No sé si queda gente que sepa algo, probablemente sí. Creo que algún cargo de conciencia deben de tener, no sé porque no lo dicen. Lo podrían haber dicho o lo pueden decir anónimamente. Es parte de la maldad. Continuaron con la mentira porque además eso siembra miedo. Ellos estaban convencidos de que lo que hicieron estaba bien, y eso es lo triste. Es una falta de humanidad; ni en las guerras pasa eso. Aunque esto no fue una guerra, como dicen algunos, de un lado y de otro.
En lo personal, luego de esta noticia, ¿se cierra un capítulo de tu vida? ¿Qué reflexión hacés?
No quiere decir que me deje de importar, porque hay muchas personas que todavía están esperando. Lo que nos pasó a nosotros es una cosa y no es mejor ni peor que otras situaciones que le pasan a otras familias, porque muchas veces he escuchado de algunos políticos que cuando sale este tema preguntan por los muertos por la guerrilla y los muertos por los ladrones. Todas las muertes son un espanto y hay que investigarlas. Esto no quiere decir que nosotros tengamos coronita. Lo que pasó acá fue que hubo un grupo de gente que se juntó —de la cual yo nunca fui parte, y lo digo con honestidad— y tuvo la tenacidad de seguir luchando. Y eso lo puede hacer cualquiera, porque fueron ninguneados durante años, décadas, por presidentes, por legisladores, que hoy quieren hacer, pero en su momento no hicieron nada. Todas las personas que tienen familiares que han muerto o que han pasado por situaciones similares pueden reclamar, están en su derecho. Lo que agrava esta situación es que la muerte de la persona fue hecha por un Estado, por un gobierno, de facto o como le llames.

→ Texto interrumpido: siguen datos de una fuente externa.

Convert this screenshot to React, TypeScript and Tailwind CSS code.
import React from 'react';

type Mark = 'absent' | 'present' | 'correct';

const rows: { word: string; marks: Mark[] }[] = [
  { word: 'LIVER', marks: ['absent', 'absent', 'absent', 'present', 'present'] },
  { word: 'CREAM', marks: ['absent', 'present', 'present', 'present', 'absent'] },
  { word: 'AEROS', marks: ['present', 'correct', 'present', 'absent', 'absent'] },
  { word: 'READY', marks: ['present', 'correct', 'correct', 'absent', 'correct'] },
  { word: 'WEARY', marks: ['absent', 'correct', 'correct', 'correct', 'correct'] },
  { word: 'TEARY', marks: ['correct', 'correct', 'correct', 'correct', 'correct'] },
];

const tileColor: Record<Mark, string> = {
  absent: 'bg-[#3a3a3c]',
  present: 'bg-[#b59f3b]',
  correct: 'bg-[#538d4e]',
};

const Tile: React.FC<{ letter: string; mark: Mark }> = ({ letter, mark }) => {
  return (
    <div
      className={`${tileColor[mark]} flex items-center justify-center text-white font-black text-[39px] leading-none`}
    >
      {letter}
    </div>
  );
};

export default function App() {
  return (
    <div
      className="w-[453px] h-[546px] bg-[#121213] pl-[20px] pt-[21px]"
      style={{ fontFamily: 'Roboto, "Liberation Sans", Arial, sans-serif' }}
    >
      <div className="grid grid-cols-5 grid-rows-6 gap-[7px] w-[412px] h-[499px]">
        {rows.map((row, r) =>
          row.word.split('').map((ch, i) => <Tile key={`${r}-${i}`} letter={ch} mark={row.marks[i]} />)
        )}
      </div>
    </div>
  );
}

A pesar de lo que se viene haciendo, ¿sigue el debe por parte del Estado?
El ejército uruguayo no ha reconocido todavía que cometieron un error. Y eso salpica, y sigue salpicando, a los nuevos chiquilines que quieren ser militares. Y salpica a los hijos de la familia militar; tal vez sus padres no participaron y no tienen por qué sentir el odio; ellos también la pasaron mal, así como yo me sentí discriminada mucho tiempo, ellos también se sintieron discriminados. Todo es por la falta de reconocimiento de que hay límites, y de que hicieron las cosas mal. Si los tipos reconocieran que hicieron las cosas mal, ya sería un paso importante.